My daughter, Sarah Burns and her husband David McMahon and I. And the film is very straightforward, very journalistic for, you know, very recent past, very straight 'this is what happened.' And it seems interesting that after we've been to the Cannes film festival and Telluride and Toronto, and are about to release theatrically before a PBS broadcast in April, that they would interrupt this by suddenly, after years of refusing to allow us to interview them, as we begged them to do, to subpoena all our materials.

And it's in fact the city of New York, the Corporation Council, representing those police whose reputations would be sullied if there was wider knowledge of the truth. And those, particularly those prosecutors who also made the essential, critical mistakes that put these five innocent boys, now men in their 30s, in jail unnecessarily.
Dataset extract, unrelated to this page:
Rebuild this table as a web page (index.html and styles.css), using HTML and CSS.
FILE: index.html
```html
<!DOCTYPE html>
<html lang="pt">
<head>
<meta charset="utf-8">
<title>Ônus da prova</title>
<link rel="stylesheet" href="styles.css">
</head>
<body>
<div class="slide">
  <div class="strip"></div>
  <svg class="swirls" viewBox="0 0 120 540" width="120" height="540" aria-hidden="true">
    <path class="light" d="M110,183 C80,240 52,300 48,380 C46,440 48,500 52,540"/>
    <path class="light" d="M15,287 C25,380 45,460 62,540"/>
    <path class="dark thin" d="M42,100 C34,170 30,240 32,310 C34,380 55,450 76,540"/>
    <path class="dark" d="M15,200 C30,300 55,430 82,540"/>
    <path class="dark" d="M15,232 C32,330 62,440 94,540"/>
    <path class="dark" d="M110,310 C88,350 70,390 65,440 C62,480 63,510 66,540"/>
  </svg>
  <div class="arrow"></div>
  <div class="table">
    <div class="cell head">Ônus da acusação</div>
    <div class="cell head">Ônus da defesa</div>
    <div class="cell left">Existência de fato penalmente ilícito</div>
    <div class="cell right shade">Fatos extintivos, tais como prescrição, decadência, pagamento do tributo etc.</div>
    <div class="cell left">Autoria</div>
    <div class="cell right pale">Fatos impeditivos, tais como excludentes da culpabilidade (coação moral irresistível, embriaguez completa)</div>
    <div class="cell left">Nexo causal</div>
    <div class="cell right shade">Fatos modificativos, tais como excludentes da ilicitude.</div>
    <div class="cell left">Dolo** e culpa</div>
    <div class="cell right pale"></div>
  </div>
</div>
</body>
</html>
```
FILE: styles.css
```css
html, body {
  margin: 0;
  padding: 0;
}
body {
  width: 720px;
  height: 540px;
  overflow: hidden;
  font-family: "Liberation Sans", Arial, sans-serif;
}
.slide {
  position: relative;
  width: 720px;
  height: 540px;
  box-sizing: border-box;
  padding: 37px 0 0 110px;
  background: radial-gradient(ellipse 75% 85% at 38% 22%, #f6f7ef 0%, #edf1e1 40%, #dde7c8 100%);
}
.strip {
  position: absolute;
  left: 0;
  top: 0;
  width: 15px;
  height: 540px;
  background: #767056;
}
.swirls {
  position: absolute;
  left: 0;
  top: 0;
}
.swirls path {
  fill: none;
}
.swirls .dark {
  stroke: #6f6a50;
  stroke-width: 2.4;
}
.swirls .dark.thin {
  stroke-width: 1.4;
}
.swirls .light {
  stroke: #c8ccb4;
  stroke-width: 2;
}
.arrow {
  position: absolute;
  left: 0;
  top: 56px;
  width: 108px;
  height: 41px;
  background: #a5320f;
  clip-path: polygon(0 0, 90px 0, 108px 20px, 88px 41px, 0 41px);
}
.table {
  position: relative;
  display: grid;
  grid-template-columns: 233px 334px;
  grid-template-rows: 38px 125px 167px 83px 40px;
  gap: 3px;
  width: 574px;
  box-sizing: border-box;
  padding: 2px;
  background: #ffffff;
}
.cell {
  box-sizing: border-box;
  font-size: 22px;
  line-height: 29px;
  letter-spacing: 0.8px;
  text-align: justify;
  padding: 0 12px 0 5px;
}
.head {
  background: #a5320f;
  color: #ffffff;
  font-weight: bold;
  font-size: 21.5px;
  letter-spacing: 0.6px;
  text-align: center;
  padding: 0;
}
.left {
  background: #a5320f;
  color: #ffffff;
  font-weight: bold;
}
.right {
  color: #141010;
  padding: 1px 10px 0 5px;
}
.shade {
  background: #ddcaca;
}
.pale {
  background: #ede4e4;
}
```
GREGORY: And you don't intend to give up the tapes that you have as part of the film.

BURNS: No, we think that this is a journalistic privilege. It seems ridiculous and cynical and we're pushing back, we're fighting.

GREGORY: Let me ask you about 'The Dust Bowl,' about this latest film. All your films in some ways -- what can be coaxed out of them is some modern-day resonance --

BURNS: Yeah.

GREGORY: And we can get to that. But first, talk to me about this period of history and what drew you to it.
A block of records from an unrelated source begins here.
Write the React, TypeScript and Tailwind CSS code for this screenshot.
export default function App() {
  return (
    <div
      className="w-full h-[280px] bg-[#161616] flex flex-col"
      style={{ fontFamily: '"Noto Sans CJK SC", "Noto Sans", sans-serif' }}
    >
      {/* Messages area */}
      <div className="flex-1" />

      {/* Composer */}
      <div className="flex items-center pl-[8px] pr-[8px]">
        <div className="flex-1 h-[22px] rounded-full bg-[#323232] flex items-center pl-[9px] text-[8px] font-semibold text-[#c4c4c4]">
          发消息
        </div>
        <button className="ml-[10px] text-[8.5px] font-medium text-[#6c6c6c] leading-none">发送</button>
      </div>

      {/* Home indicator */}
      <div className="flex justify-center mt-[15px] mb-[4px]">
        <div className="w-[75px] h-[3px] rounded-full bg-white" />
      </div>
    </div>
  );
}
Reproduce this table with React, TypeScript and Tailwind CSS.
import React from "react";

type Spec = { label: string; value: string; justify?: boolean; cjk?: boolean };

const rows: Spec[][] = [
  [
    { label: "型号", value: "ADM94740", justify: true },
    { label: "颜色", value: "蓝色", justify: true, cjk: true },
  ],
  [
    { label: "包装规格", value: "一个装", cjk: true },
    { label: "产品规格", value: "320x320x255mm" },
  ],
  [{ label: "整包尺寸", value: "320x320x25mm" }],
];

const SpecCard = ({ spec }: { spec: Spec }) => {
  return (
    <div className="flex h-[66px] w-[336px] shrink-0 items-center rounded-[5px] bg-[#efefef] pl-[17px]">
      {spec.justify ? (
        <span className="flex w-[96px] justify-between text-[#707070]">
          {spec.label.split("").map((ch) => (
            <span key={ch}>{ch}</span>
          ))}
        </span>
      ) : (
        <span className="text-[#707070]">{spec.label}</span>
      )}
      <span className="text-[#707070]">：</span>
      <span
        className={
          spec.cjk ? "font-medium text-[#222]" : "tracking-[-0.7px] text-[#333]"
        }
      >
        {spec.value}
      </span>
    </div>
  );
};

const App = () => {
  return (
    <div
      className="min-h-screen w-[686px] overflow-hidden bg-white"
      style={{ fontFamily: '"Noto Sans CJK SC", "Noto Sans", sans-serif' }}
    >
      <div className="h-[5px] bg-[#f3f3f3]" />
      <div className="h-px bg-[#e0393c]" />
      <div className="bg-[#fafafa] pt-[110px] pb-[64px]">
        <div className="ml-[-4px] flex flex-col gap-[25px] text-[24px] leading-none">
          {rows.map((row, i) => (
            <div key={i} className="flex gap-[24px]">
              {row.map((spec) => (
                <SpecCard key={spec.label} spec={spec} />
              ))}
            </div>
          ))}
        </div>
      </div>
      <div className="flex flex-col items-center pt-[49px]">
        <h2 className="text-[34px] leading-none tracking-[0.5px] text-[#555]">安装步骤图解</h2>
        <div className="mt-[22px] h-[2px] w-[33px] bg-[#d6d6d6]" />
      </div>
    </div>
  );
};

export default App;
BURNS: Well, first of all, we always are drawn to stories. And people forget that the word 'history' is mostly made up of the word 'story.' It's not these boring dates and facts and events that you had to memorize for the quiz next Tuesday. This is just -- it's stories, it's the way human beings communicate, and when you bump up against something and you start researching something that you didn't know that much about.

Look, we all have conventional wisdom; you say the Dust Storm, you have an image, and then you think of Grapes of Wrath. And that's about tenant farmers and the collapse of cotton prices, and the depression and moving out, not only because of that, but drought, out to California. And it mostly takes place in California, the diaspora.

The real Dust Bowl, this area of the panhandle of Oklahoma and the panhandle of Texas, a little bit of Kansas, Colorado, and New Mexico -- that was the epicenter of what was this nationwide drought. But the epicenter of the Dust Bowl was this area of the worst man-made ecological disaster in American history.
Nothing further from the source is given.